Anyhow I have packing to do, luckily not much, and a nap to try and take.
Oh and two more possibilities for middle names. Soul Echo, Soul Journey but I am still leaving it mostly up to Bliss and feelings when the baby comes.
Much love to all and thank you so much for the great support in the previous post. I really am ok, it was late night emotions that came up strong and writing them let them pass easier. There is no contact for those who do not know, I was disowned with lawyers and everything over a decade ago. I grew up with a man who believed, among other things, in euthanasia for all homosexuals. Good times!!
Anyhow I am ok, I just know there isn't nothing there and sometimes it finds me and I am confused.
BUT...........
enough of that I am soooo excited about moving into our home.
Tuesday, March 31, 2009
posting...
Posted by bleu at 12:03 p.m. 11 om's.
Thursday, March 26, 2009
what to do with it...
What do you do with it.
You get raised by weak people who abuse you and teach you how terribly you deserve to be treated.
You grow up fucked up and abusing yourself when you don't find someone else to do it for you.
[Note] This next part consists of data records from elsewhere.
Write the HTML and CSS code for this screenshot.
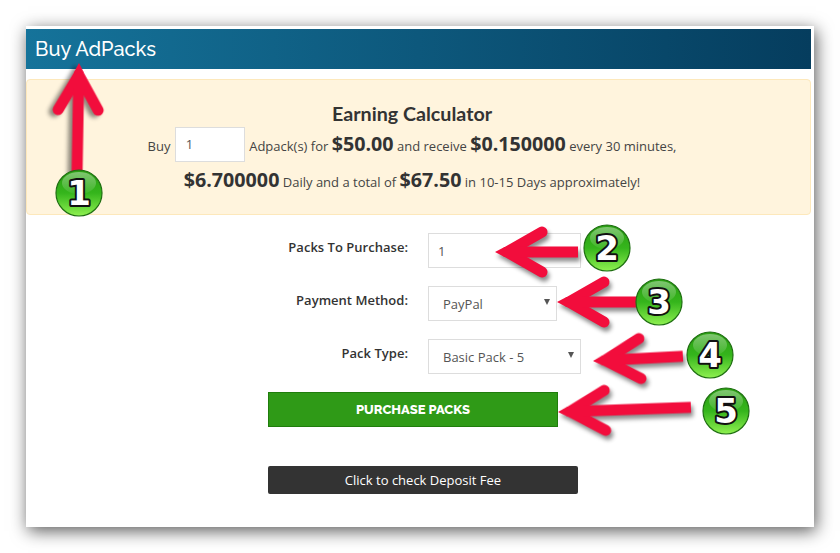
FILE: index.html
```html
<!DOCTYPE html>
<html lang="en">
<head>
    <meta charset="UTF-8">
    <meta name="viewport" content="width=device-width, initial-scale=1.0">
    <title>Buy AdPacks</title>
    <link rel="stylesheet" href="styles.css">
</head>
<body>
    <div class="panel">
        <h1 class="panel-title">Buy AdPacks</h1>

        <div class="calculator">
            <h3 class="calculator-title">Earning Calculator</h3>
            <p class="calculator-line first">
                Buy <input type="text" class="calculator-input" value="1"> Adpack(s) for <b>$50.00</b> and receive <b>$0.150000</b> every 30 minutes,
            </p>
            <p class="calculator-line">
                <b>$6.700000</b> Daily and a total of <b>$67.50</b> in 10-15 Days approximately!
            </p>
        </div>

        <form class="purchase-form">
            <label for="packs">Packs To Purchase:</label>
            <input type="text" id="packs" class="field wide" value="1">

            <label for="method">Payment Method:</label>
            <div class="select-wrap narrow">
                <select id="method" class="field">
                    <option>PayPal</option>
                </select>
            </div>

            <label for="type">Pack Type:</label>
            <div class="select-wrap wide">
                <select id="type" class="field">
                    <option>Basic Pack - 5</option>
                </select>
            </div>

            <button type="submit" class="btn-purchase">PURCHASE PACKS</button>
        </form>

        <button type="button" class="btn-fee">Click to check Deposit Fee</button>
    </div>

    <!-- flechas y numeros dibujados encima de la captura -->
    <svg class="notes" width="840" height="553" viewBox="0 0 840 553">
        <defs>
            <g id="head">
                <path class="arrow-barb" d="M12 0 L47 -20 M12 0 L47 20"/>
                <polygon class="arrow-fill" points="0,0 9.5,-5 32,-5 32,5 9.5,5"/>
            </g>
            <linearGradient id="ball" x1="0" y1="0" x2="0" y2="1">
                <stop offset="0" stop-color="#2a9e12"/>
                <stop offset="0.5" stop-color="#35b51c"/>
                <stop offset="1" stop-color="#8ef050"/>
            </linearGradient>
            <linearGradient id="gloss" x1="0" y1="0" x2="0" y2="1">
                <stop offset="0" stop-color="#ffffff" stop-opacity="0.4"/>
                <stop offset="1" stop-color="#ffffff" stop-opacity="0.05"/>
            </linearGradient>
            <g id="ball-shape">
                <circle r="23" fill="url(#ball)" stroke="#1f6f12" stroke-width="1.2"/>
                <ellipse cy="-10" rx="17" ry="11" fill="url(#gloss)"/>
            </g>
        </defs>

        <g class="arrow" transform="translate(79 63) rotate(91)">
            <use href="#head"/>
            <line class="arrow-shaft" x1="25" y1="0" x2="112" y2="0"/>
        </g>
        <g class="arrow" transform="translate(495 252)">
            <use href="#head"/>
            <line class="arrow-shaft" x1="25" y1="0" x2="83" y2="0"/>
        </g>
        <g class="arrow" transform="translate(557 302)">
            <use href="#head"/>
            <line class="arrow-shaft" x1="25" y1="0" x2="85" y2="0"/>
        </g>
        <g class="arrow" transform="translate(593 361) rotate(-3)">
            <use href="#head"/>
            <line class="arrow-shaft" x1="25" y1="0" x2="90" y2="0"/>
        </g>
        <g class="arrow" transform="translate(558 412) rotate(-2)">
            <use href="#head"/>
            <line class="arrow-shaft" x1="25" y1="0" x2="133" y2="0"/>
        </g>

        <g class="badge" transform="translate(79 193)"><use href="#ball-shape"/><text y="12">1</text></g>
        <g class="badge" transform="translate(607 248)"><use href="#ball-shape"/><text y="12">2</text></g>
        <g class="badge" transform="translate(659 302)"><use href="#ball-shape"/><text y="12">3</text></g>
        <g class="badge" transform="translate(710 355)"><use href="#ball-shape"/><text y="12">4</text></g>
        <g class="badge" transform="translate(726 411)"><use href="#ball-shape"/><text y="12">5</text></g>
    </svg>
</body>
</html>
```

FILE: styles.css
```css
html, body {
    height: 553px;
    overflow: hidden;
}

body {
    font-family: "Open Sans", sans-serif;
    background-color: #fff;
    color: #333;
    margin: 0;
    padding: 26px 26px 0;
    box-sizing: border-box;
}

.panel {
    box-sizing: border-box;
    width: 788px;
    height: 501px;
    padding: 3px 3px 0 0;
    background-color: #fff;
    box-shadow: 2px 4px 16px rgba(0, 0, 0, 0.65);
}

.panel-title {
    margin: 0 0 10px;
    height: 40px;
    padding: 0 9px;
    font-family: "Raleway", Lato, sans-serif;
    font-size: 20px;
    font-weight: 500;
    line-height: 40px;
    color: #fff;
    background: linear-gradient(to right, #15739a, #053d5e);
}

.calculator {
    box-sizing: border-box;
    height: 136px;
    padding: 22px 13px 0 0;
    text-align: center;
    background-color: #fff4dd;
    border: 1px solid #fde8bb;
    border-radius: 4px;
}

.calculator-title {
    margin: 0;
    font-family: Lato, sans-serif;
    font-size: 19.7px;
    font-weight: 700;
    line-height: 24px;
    color: #333;
}

.calculator-line {
    margin: 0;
    font-size: 13px;
    line-height: 35px;
    color: #444;
}

.calculator-line.first {
    height: 36px;
    margin-top: 0;
}

.calculator-line b {
    font-size: 19.7px;
    font-weight: 700;
    color: #333;
}

.calculator-input {
    box-sizing: border-box;
    width: 70px;
    height: 35px;
    margin: 0 1px;
    padding: 0 10px;
    vertical-align: 2px;
    font-family: "Open Sans", sans-serif;
    font-size: 13px;
    color: #555;
    background-color: #fff;
    border: 1px solid #ddd;
}

.purchase-form {
    display: grid;
    grid-template-columns: 140px 1fr;
    column-gap: 20px;
    row-gap: 18px;
    width: 310px;
    margin: 18px 0 0 242px;
}

.purchase-form label {
    padding-top: 6px;
    font-size: 13px;
    font-weight: 600;
    letter-spacing: 0.02px;
    line-height: 16px;
    text-align: right;
    color: #333;
}

.field {
    box-sizing: border-box;
    display: block;
    width: 100%;
    height: 35px;
    padding: 0 9px;
    font-family: "Open Sans", sans-serif;
    font-size: 13px;
    color: #555;
    background-color: #fff;
    border: 1px solid #ddd;
    border-radius: 0;
    appearance: none;
}

select.field {
    padding-left: 14px;
}

.wide {
    width: 153px;
}

.narrow {
    width: 129px;
}

.select-wrap {
    position: relative;
}

.select-wrap::after {
    content: "";
    position: absolute;
    top: 13px;
    right: 7px;
    border-top: 6px solid #555;
    border-left: 3px solid transparent;
    border-right: 3px solid transparent;
}

.btn-purchase {
    grid-column: 1 / 3;
    box-sizing: border-box;
    width: 290px;
    height: 35px;
    padding: 0 0 1px;
    font-family: "Raleway", Lato, sans-serif;
    font-size: 13px;
    font-weight: 800;
    color: #fff;
    background-color: #2f9a17;
    border: 1px solid #1f7d0c;
}

.btn-fee {
    display: block;
    box-sizing: border-box;
    width: 310px;
    height: 28px;
    margin: 39px 0 0 242px;
    padding: 0;
    font-family: "Open Sans", sans-serif;
    font-size: 13px;
    color: #fff;
    background-color: #333;
    border: none;
    border-radius: 2px;
}

/* capa de anotaciones */
.notes {
    position: absolute;
    top: 0;
    left: 0;
}

.arrow {
    filter: drop-shadow(2px 4px 2px rgba(0, 0, 0, 0.45));
}

.arrow-barb {
    fill: none;
    stroke: #f20d3c;
    stroke-width: 11;
    stroke-linecap: round;
}

.arrow-fill {
    fill: #f20d3c;
}

.arrow-shaft {
    stroke: #f20d3c;
    stroke-width: 11;
}

.badge text {
    font-family: "DejaVu Sans", sans-serif;
    font-size: 34px;
    font-weight: 700;
    text-anchor: middle;
    fill: #fff;
    stroke: #111;
    stroke-width: 4;
    stroke-linejoin: round;
    paint-order: stroke;
}
```
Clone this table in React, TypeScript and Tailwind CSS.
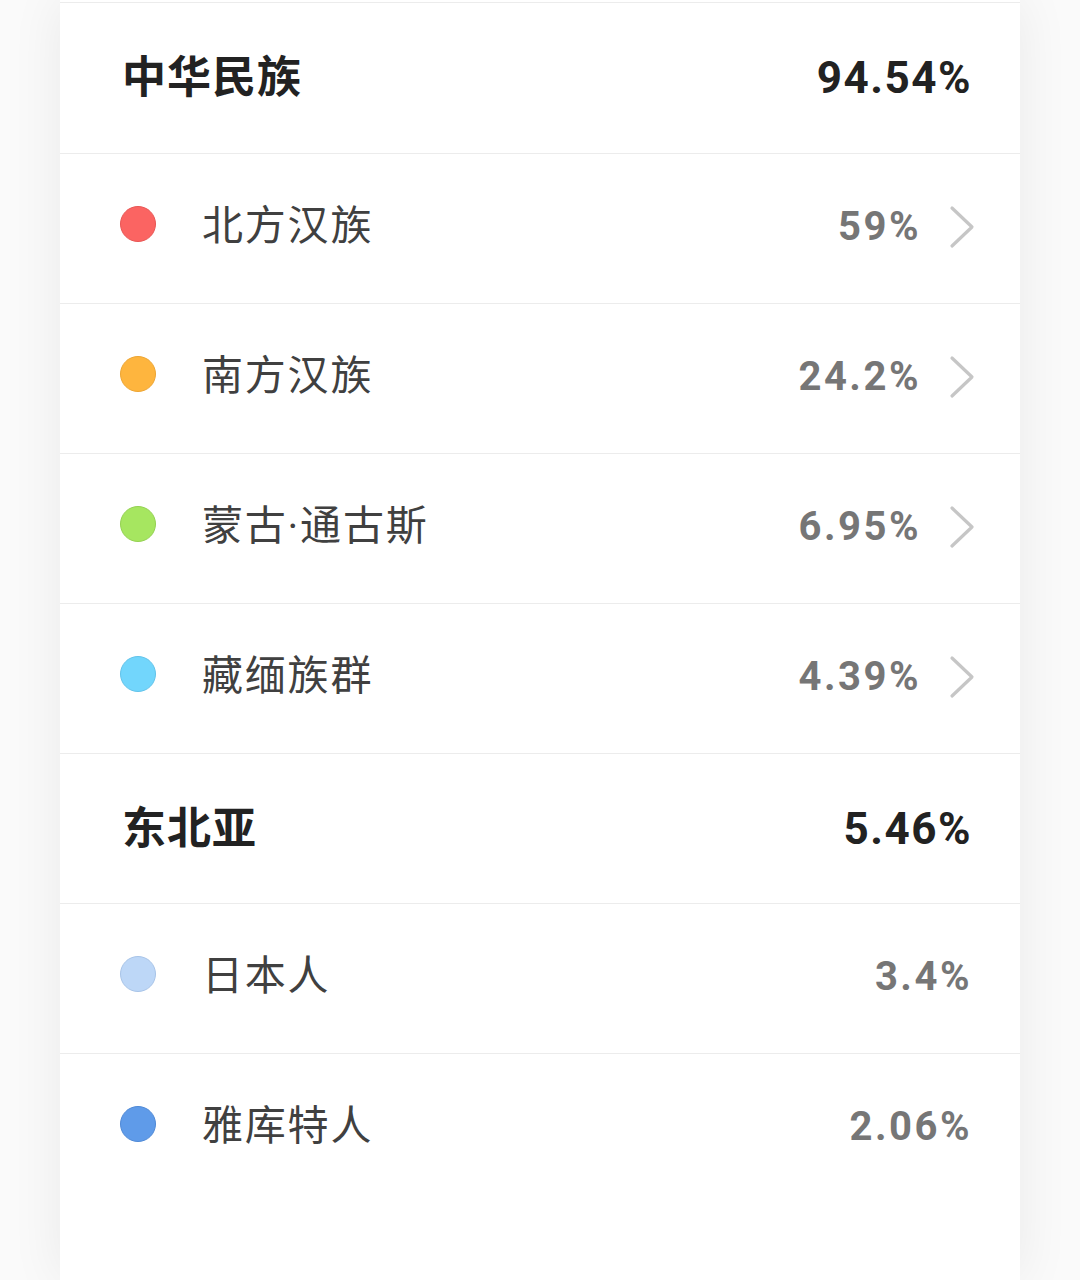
import React from "react";

type Item = {
  label: string;
  value: string;
  color: string;
  ring: string;
  more?: boolean;
};

type Group = {
  title: string;
  value: string;
  items: Item[];
};

const groups: Group[] = [
  {
    title: "中华民族",
    value: "94.54%",
    items: [
      { label: "北方汉族", value: "59%", color: "bg-[#fb6462]", ring: "border-[#e85654]", more: true },
      { label: "南方汉族", value: "24.2%", color: "bg-[#feb53e]", ring: "border-[#eda533]", more: true },
      { label: "蒙古·通古斯", value: "6.95%", color: "bg-[#a6e660]", ring: "border-[#94d152]", more: true },
      { label: "藏缅族群", value: "4.39%", color: "bg-[#72d6fc]", ring: "border-[#62c3ea]", more: true },
    ],
  },
  {
    title: "东北亚",
    value: "5.46%",
    items: [
      { label: "日本人", value: "3.4%", color: "bg-[#bdd7f7]", ring: "border-[#a8c4e8]" },
      { label: "雅库特人", value: "2.06%", color: "bg-[#5f9be9]", ring: "border-[#4f89d6]" },
    ],
  },
];

const Chevron = () => (
  <svg width="28" height="44" viewBox="0 0 28 44" fill="none" className="ml-[27px] mr-[-4px]">
    <path d="M4 3 L24 22 L4 41" stroke="#c6c6c6" strokeWidth="3.2" strokeLinecap="round" strokeLinejoin="round" />
  </svg>
);

const Row = ({ item }: { item: Item }) => (
  <div className="flex h-[150px] items-center border-t border-[#ececec] pb-[4px] pl-[60px] pr-[48px]">
    <span className={`mb-[6px] h-[36px] w-[36px] shrink-0 rounded-full border ${item.color} ${item.ring}`} />
    <span className="ml-[46px] flex-1 text-[41px] tracking-[1.8px] text-[#404040]">{item.label}</span>
    <span className="text-[40px] font-bold tracking-[2.5px] text-[#767676]">{item.value}</span>
    {item.more ? <Chevron /> : null}
  </div>
);

export default function App() {
  return (
    <div
      className="min-h-[1280px] bg-[#fafafa]"
      style={{ fontFamily: 'Roboto, "Noto Sans CJK SC", sans-serif' }}
    >
      <div className="mx-[60px] min-h-[1280px] bg-white pt-[2px] shadow-[0_0_50px_rgba(0,0,0,0.07)]">
        {groups.map((g, gi) => (
          <div key={gi} className={gi === 0 ? "border-t border-[#ececec]" : ""}>
            <div
              className={`flex h-[150px] items-center pl-[62px] pr-[48px] ${
                gi === 0 ? "" : "border-t border-[#ececec]"
              }`}
            >
              <span className="flex-1 text-[44px] font-semibold tracking-[1px] text-[#222]">{g.title}</span>
              <span className="text-[44px] font-bold tracking-[1.5px] text-[#222]">{g.value}</span>
            </div>
            {g.items.map((it, i) => (
              <Row key={i} item={it} />
            ))}
          </div>
        ))}
      </div>
    </div>
  );
}
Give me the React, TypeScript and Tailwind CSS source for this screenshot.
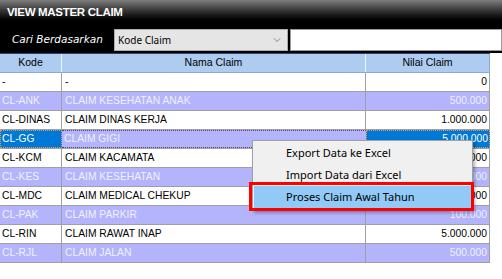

You get better and then worse and then better and then worse until finally, after many years, you heal bit by bit and get better, get a life of your own.
You grow and find direction, find yourself, but still try to live with them and find a way.
Then they get to know the real you, or hear about it and you get disowned.
You spin again, along with finding you you make some huge regressions thinking you are back at square one.
But you aren't.
You have some big bumps ahead but the path you are on is headed the right way.
You stray away but seem to find your way back a tiny bit easier now.
You do it as an orphan the whole time but you do it.
You hold on to anger at times, you hold grief closely at others.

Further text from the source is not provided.